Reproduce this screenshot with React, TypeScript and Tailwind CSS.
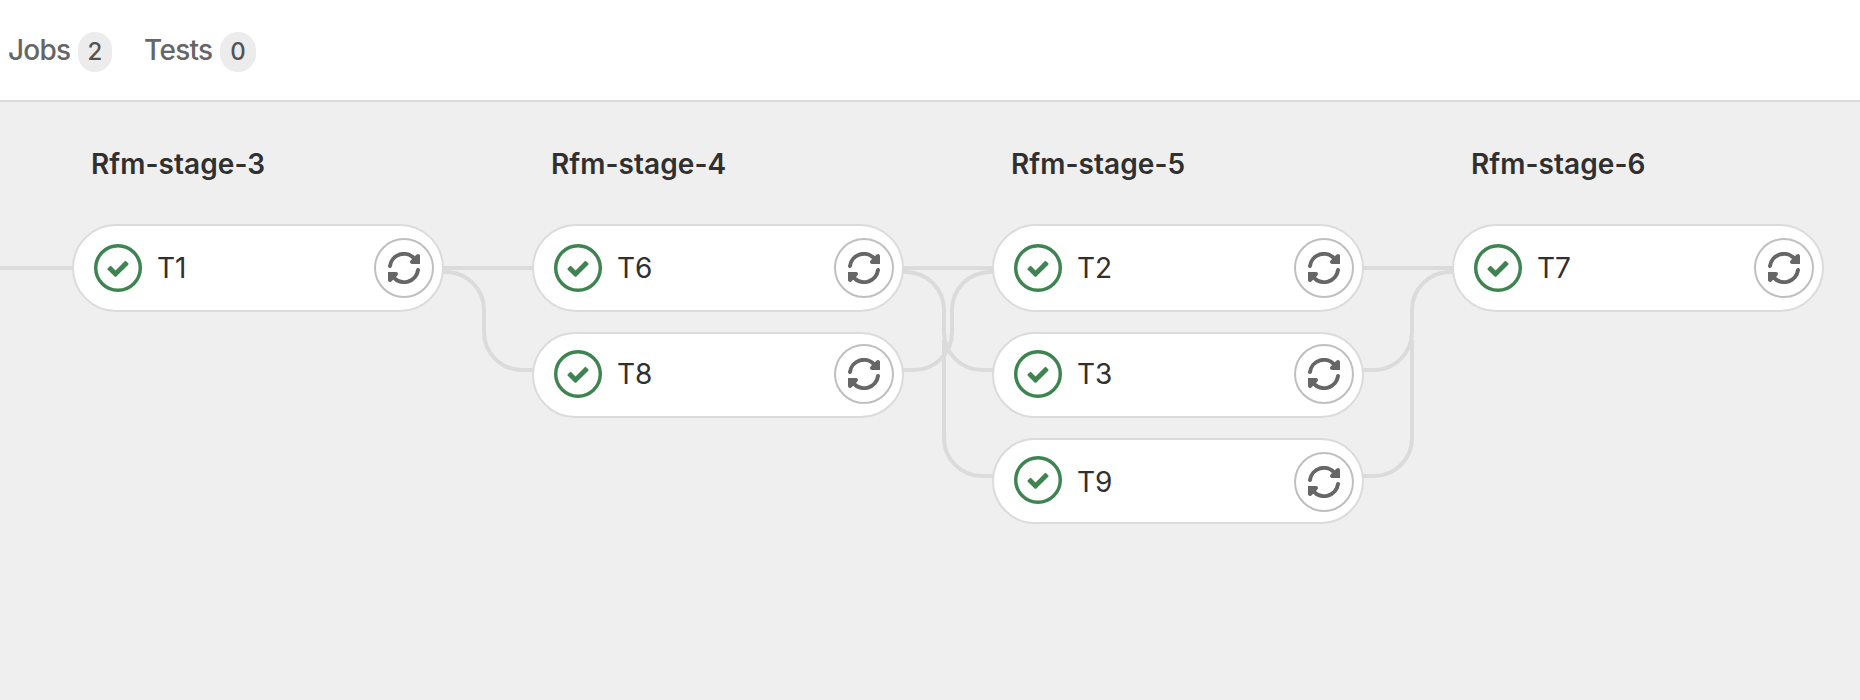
type Job = { name: string; pill: string; check: string; label: string; retry: string };
type Stage = { title: string; jobs: string[] };

const stages: Stage[] = [
  { title: "Rfm-stage-3", jobs: ["T1"] },
  { title: "Rfm-stage-4", jobs: ["T6", "T8"] },
  { title: "Rfm-stage-5", jobs: ["T2", "T3", "T9"] },
  { title: "Rfm-stage-6", jobs: ["T7"] },
];

const rows: Omit<Job, "name">[] = [
  { pill: "h-[88px]", check: "mt-[18px]", label: "mt-[24px]", retry: "mt-[12px]" },
  { pill: "h-[86px] mt-[20px]", check: "mt-[16px]", label: "mt-[22px]", retry: "mt-[10px]" },
  { pill: "h-[86px] mt-[20px]", check: "mt-[16px]", label: "mt-[24px]", retry: "mt-[12px]" },
];

const links = [
  "M0 268H80",
  "M440 268H540",
  "M440 272H446A38 38 0 0 1 484 310V332A38 38 0 0 0 522 370H540",
  "M900 268H1000",
  "M900 272H906A38 38 0 0 1 944 310V332A38 38 0 0 0 982 370H1000",
  "M944 340V438A38 38 0 0 0 982 476H1000",
  "M1000 272H990A38 38 0 0 0 952 310V332A38 38 0 0 1 914 370H900",
  "M1360 268H1460",
  "M1460 272H1450A38 38 0 0 0 1412 310V332A38 38 0 0 1 1374 370H1360",
  "M1412 340V438A38 38 0 0 1 1374 476H1360",
];

function SuccessIcon({ className }: { className: string }) {
  return (
    <svg viewBox="0 0 14 14" className={`size-12 shrink-0 text-[#3d8450] ${className}`}>
      <circle cx="7" cy="7" r="6.5" fill="none" stroke="currentColor" />
      <path
        fill="currentColor"
        d="M6.278 7.697L5.045 6.464a.296.296 0 0 0-.42-.002l-.613.614a.298.298 0 0 0 .002.42l1.91 1.909a.5.5 0 0 0 .703.005l.265-.265L9.997 6.04a.291.291 0 0 0-.009-.408l-.614-.614a.29.29 0 0 0-.408-.009L6.278 7.697z"
      />
    </svg>
  );
}

function RetryArrow() {
  return (
    <>
      <path d="M2 14A14 14 0 0 1 26.6 6.9" fill="none" stroke="currentColor" strokeWidth="4" strokeLinecap="round" />
      <path d="M32 4V12H24C22 12 21.4 9.8 22.6 8.6L28.6 2.6C29.9 1.4 32 2.2 32 4Z" fill="currentColor" />
    </>
  );
}

function RetryIcon() {
  return (
    <svg viewBox="0 0 32 32" className="size-8 text-[#666666]">
      <RetryArrow />
      <g transform="rotate(180 16 16)">
        <RetryArrow />
      </g>
    </svg>
  );
}

function JobPill({ name, pill, check, label, retry }: Job) {
  return (
    <div className={`flex w-[372px] items-start rounded-[44px] border-2 border-[#dbdbdb] bg-white pl-5 pr-2 ${pill}`}>
      <SuccessIcon className={check} />
      <span className={`ml-[15px] text-[28px] leading-[36px] text-[#303030] [font-kerning:none] ${label}`}>{name}</span>
      <button className={`ml-auto flex size-[60px] items-center justify-center rounded-full border-2 border-[#bfbfbf] bg-white ${retry}`}>
        <RetryIcon />
      </button>
    </div>
  );
}

function Count({ value, width }: { value: number; width: string }) {
  return (
    <span className={`flex h-10 items-center justify-center rounded-[20px] bg-[#ececec] text-[24px] font-[450] text-[#535353] ${width}`}>
      {value}
    </span>
  );
}

export default function App() {
  return (
    <div className="flex h-[700px] w-[1860px] flex-col overflow-hidden bg-[#efefef] font-['Inter',sans-serif]">
      <header className="flex h-[102px] shrink-0 items-start border-b-2 border-[#dbdbdb] bg-white pl-2 pt-8 text-[28px] font-[450] text-[#666666]">
        <div className="flex w-[136px]">
          <span className="w-[70px] leading-[36px] tracking-[-0.8px]">Jobs</span>
          <Count value={2} width="w-[34px]" />
        </div>
        <div className="flex">
          <span className="w-[76px] leading-[36px] tracking-[-0.7px]">Tests</span>
          <Count value={0} width="w-9" />
        </div>
      </header>
      <main className="relative flex grow gap-[88px] pl-[72px] pt-[44px]">
        <svg viewBox="0 102 1860 598" className="absolute left-0 top-0 h-[598px] w-[1860px]">
          <g fill="none" stroke="#dbdbdb" strokeWidth="4">
            {links.map((d) => (
              <path key={d} d={d} />
            ))}
          </g>
        </svg>
        {stages.map((stage) => (
          <section key={stage.title} className="relative w-[372px] shrink-0">
            <h2 className="mb-[42px] pl-[19px] text-[28px] font-semibold leading-[36px] tracking-[0.05px] text-[#303030]">{stage.title}</h2>
            {stage.jobs.map((name, i) => (
              <JobPill key={name} name={name} {...rows[i]} />
            ))}
          </section>
        ))}
      </main>
    </div>
  );
}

============

> What to do:
Quote, exactly and only, the lines from the first line of the data above through the line containing "string; jobs: string[]". The pictures do not belong in it.

> Exercise result:
Reproduce this screenshot with React, TypeScript and Tailwind CSS.
type Job = { name: string; pill: string; check: string; label: string; retry: string };
type Stage = { title: string; jobs: string[] };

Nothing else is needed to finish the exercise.